═══ MATERIAL PROVIDED

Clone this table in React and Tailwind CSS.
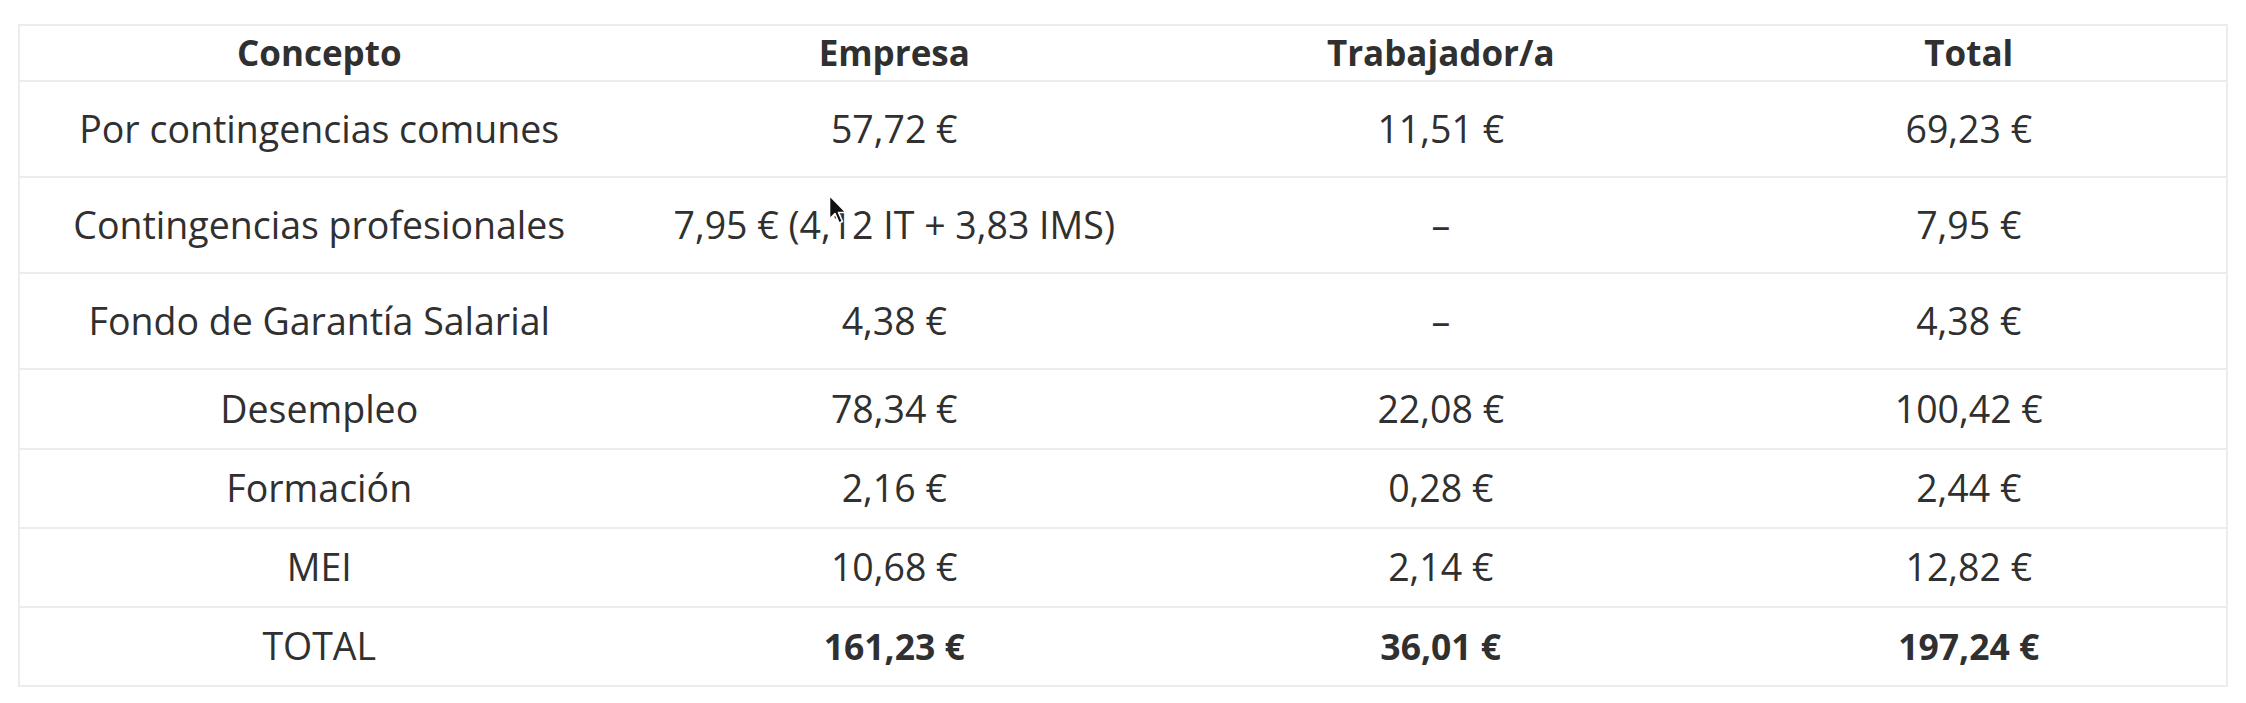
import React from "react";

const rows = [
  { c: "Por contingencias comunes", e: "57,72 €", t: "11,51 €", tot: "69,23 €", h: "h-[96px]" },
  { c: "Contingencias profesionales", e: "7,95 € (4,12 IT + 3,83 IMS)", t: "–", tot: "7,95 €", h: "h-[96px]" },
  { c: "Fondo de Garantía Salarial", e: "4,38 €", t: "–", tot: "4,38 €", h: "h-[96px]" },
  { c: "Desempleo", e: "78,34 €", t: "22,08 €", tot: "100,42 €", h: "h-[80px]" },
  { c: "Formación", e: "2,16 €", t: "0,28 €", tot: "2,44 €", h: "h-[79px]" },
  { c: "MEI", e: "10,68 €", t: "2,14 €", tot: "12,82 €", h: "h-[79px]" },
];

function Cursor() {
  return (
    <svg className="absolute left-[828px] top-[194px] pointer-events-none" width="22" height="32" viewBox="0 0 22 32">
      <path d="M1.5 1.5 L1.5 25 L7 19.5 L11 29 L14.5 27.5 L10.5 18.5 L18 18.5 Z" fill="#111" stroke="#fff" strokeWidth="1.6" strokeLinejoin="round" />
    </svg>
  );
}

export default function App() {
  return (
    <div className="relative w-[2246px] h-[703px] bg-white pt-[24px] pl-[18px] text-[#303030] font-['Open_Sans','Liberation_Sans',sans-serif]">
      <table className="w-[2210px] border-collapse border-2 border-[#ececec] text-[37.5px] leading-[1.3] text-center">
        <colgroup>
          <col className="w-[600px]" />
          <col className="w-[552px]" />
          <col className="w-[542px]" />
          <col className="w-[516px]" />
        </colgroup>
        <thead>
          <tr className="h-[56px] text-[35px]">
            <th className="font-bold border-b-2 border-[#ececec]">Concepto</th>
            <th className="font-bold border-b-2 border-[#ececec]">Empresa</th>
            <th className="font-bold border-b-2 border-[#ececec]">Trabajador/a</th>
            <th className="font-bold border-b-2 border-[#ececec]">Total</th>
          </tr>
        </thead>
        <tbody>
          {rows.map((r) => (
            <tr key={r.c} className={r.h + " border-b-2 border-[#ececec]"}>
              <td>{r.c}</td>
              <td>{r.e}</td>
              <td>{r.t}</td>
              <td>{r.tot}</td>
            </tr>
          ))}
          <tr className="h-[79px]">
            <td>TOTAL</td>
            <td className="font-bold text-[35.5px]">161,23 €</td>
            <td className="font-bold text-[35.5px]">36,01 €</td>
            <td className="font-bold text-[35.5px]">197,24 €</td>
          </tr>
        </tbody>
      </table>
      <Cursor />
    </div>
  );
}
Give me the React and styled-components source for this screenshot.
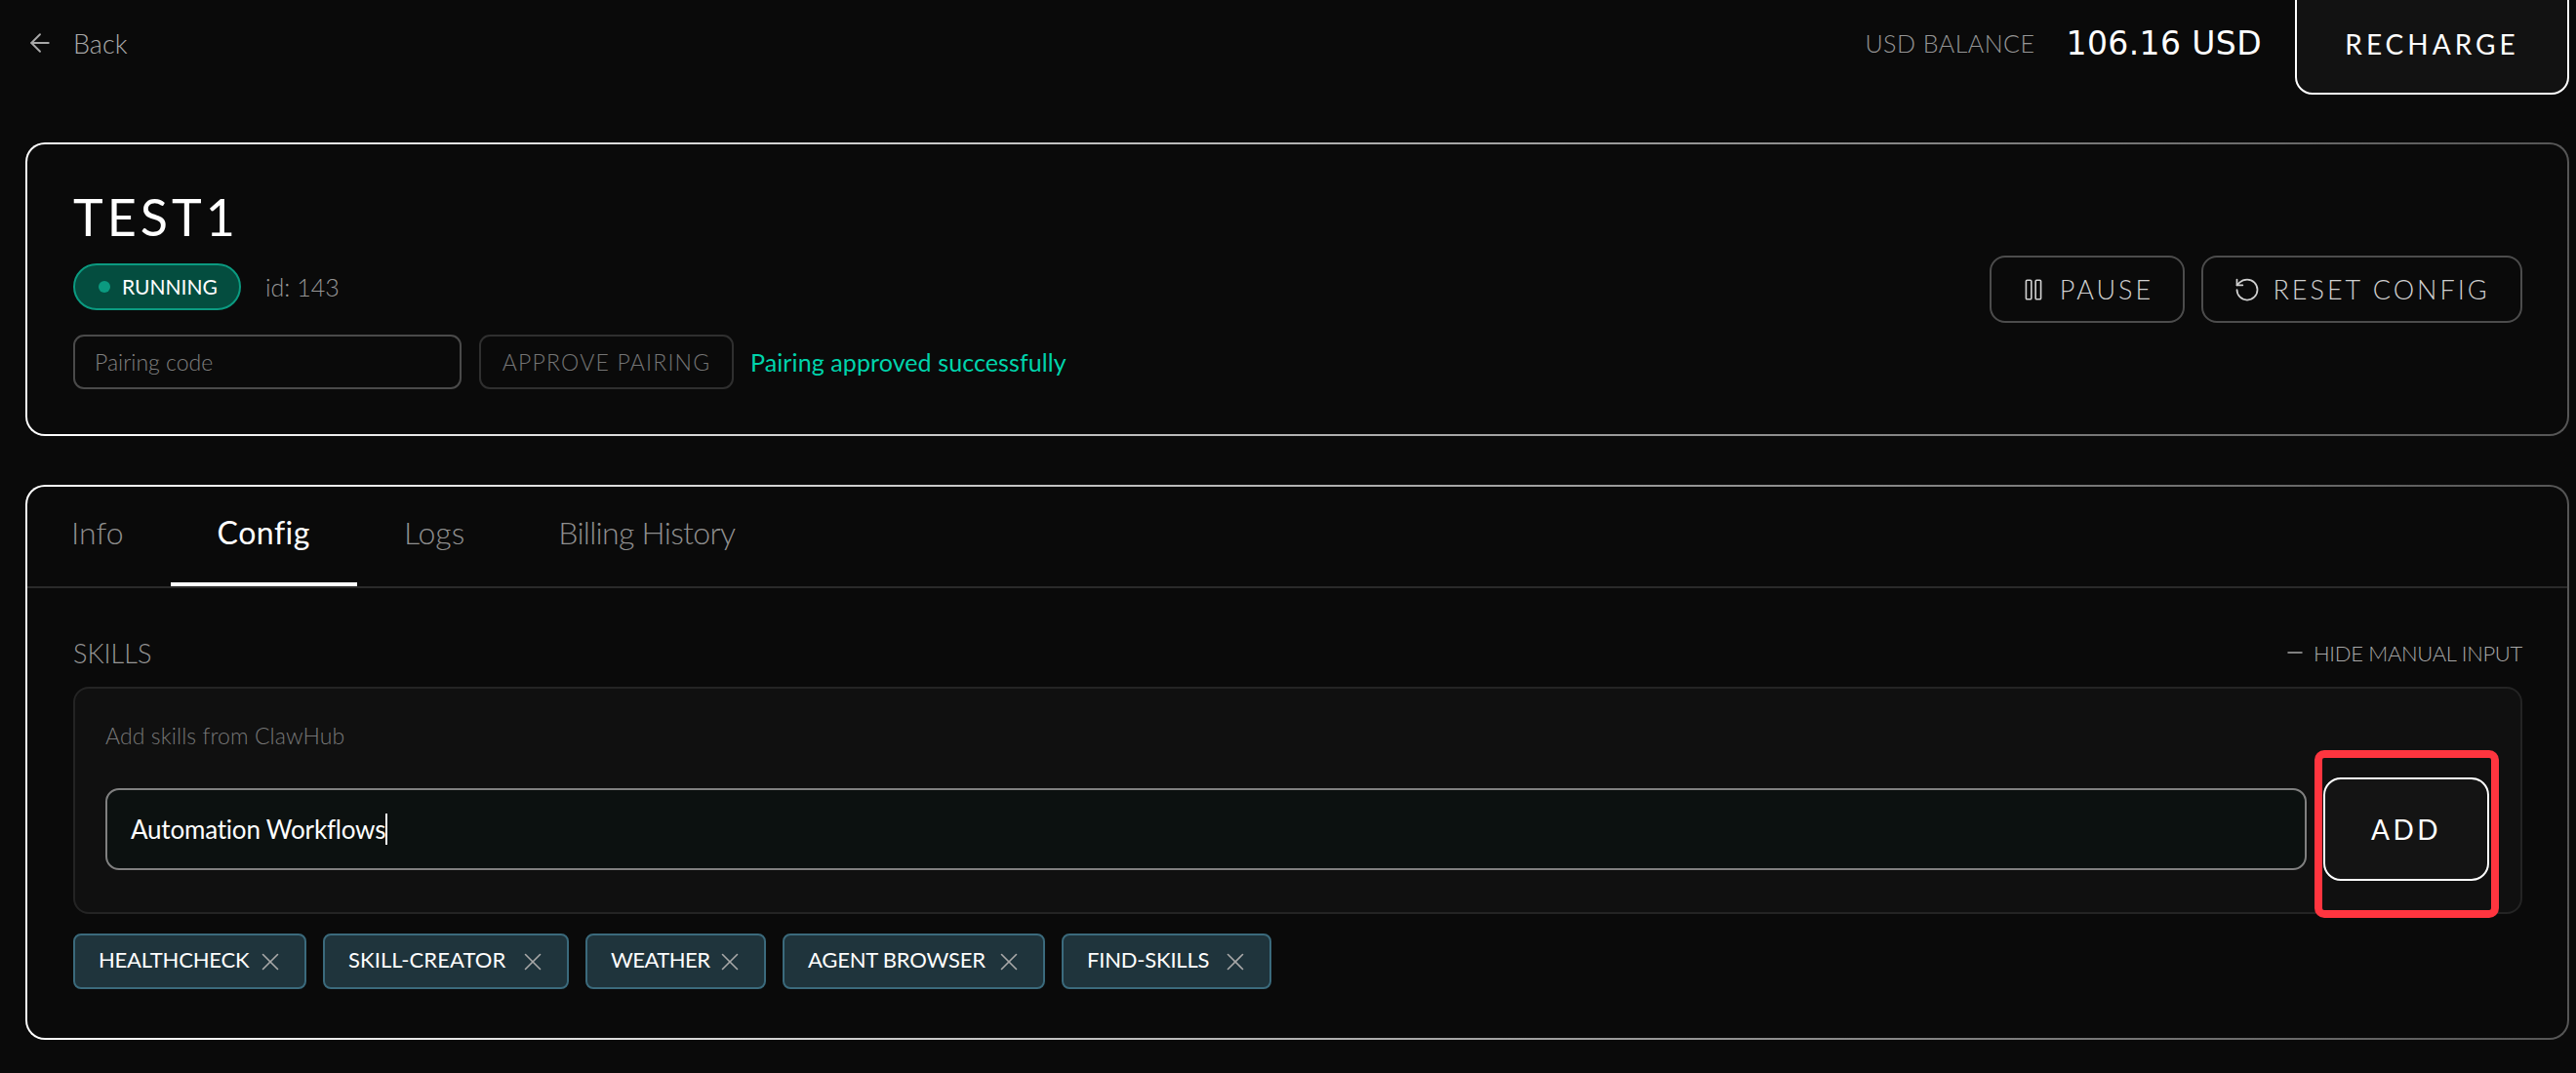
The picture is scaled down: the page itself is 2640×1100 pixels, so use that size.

══════

§ EXERCISE:
Omit pictures; set down the rest of the material word for word.

§ CORRECT OUTPUT:
Clone this table in React and Tailwind CSS.
import React from "react";

const rows = [
  { c: "Por contingencias comunes", e: "57,72 €", t: "11,51 €", tot: "69,23 €", h: "h-[96px]" },
  { c: "Contingencias profesionales", e: "7,95 € (4,12 IT + 3,83 IMS)", t: "–", tot: "7,95 €", h: "h-[96px]" },
  { c: "Fondo de Garantía Salarial", e: "4,38 €", t: "–", tot: "4,38 €", h: "h-[96px]" },
  { c: "Desempleo", e: "78,34 €", t: "22,08 €", tot: "100,42 €", h: "h-[80px]" },
  { c: "Formación", e: "2,16 €", t: "0,28 €", tot: "2,44 €", h: "h-[79px]" },
  { c: "MEI", e: "10,68 €", t: "2,14 €", tot: "12,82 €", h: "h-[79px]" },
];

function Cursor() {
  return (
    <svg className="absolute left-[828px] top-[194px] pointer-events-none" width="22" height="32" viewBox="0 0 22 32">
      <path d="M1.5 1.5 L1.5 25 L7 19.5 L11 29 L14.5 27.5 L10.5 18.5 L18 18.5 Z" fill="#111" stroke="#fff" strokeWidth="1.6" strokeLinejoin="round" />
    </svg>
  );
}

export default function App() {
  return (
    <div className="relative w-[2246px] h-[703px] bg-white pt-[24px] pl-[18px] text-[#303030] font-['Open_Sans','Liberation_Sans',sans-serif]">
      <table className="w-[2210px] border-collapse border-2 border-[#ececec] text-[37.5px] leading-[1.3] text-center">
        <colgroup>
          <col className="w-[600px]" />
          <col className="w-[552px]" />
          <col className="w-[542px]" />
          <col className="w-[516px]" />
        </colgroup>
        <thead>
          <tr className="h-[56px] text-[35px]">
            <th className="font-bold border-b-2 border-[#ececec]">Concepto</th>
            <th className="font-bold border-b-2 border-[#ececec]">Empresa</th>
            <th className="font-bold border-b-2 border-[#ececec]">Trabajador/a</th>
            <th className="font-bold border-b-2 border-[#ececec]">Total</th>
          </tr>
        </thead>
        <tbody>
          {rows.map((r) => (
            <tr key={r.c} className={r.h + " border-b-2 border-[#ececec]"}>
              <td>{r.c}</td>
              <td>{r.e}</td>
              <td>{r.t}</td>
              <td>{r.tot}</td>
            </tr>
          ))}
          <tr className="h-[79px]">
            <td>TOTAL</td>
            <td className="font-bold text-[35.5px]">161,23 €</td>
            <td className="font-bold text-[35.5px]">36,01 €</td>
            <td className="font-bold text-[35.5px]">197,24 €</td>
          </tr>
        </tbody>
      </table>
      <Cursor />
    </div>
  );
}
Give me the React and styled-components source for this screenshot.
The picture is scaled down: the page itself is 2640×1100 pixels, so use that size.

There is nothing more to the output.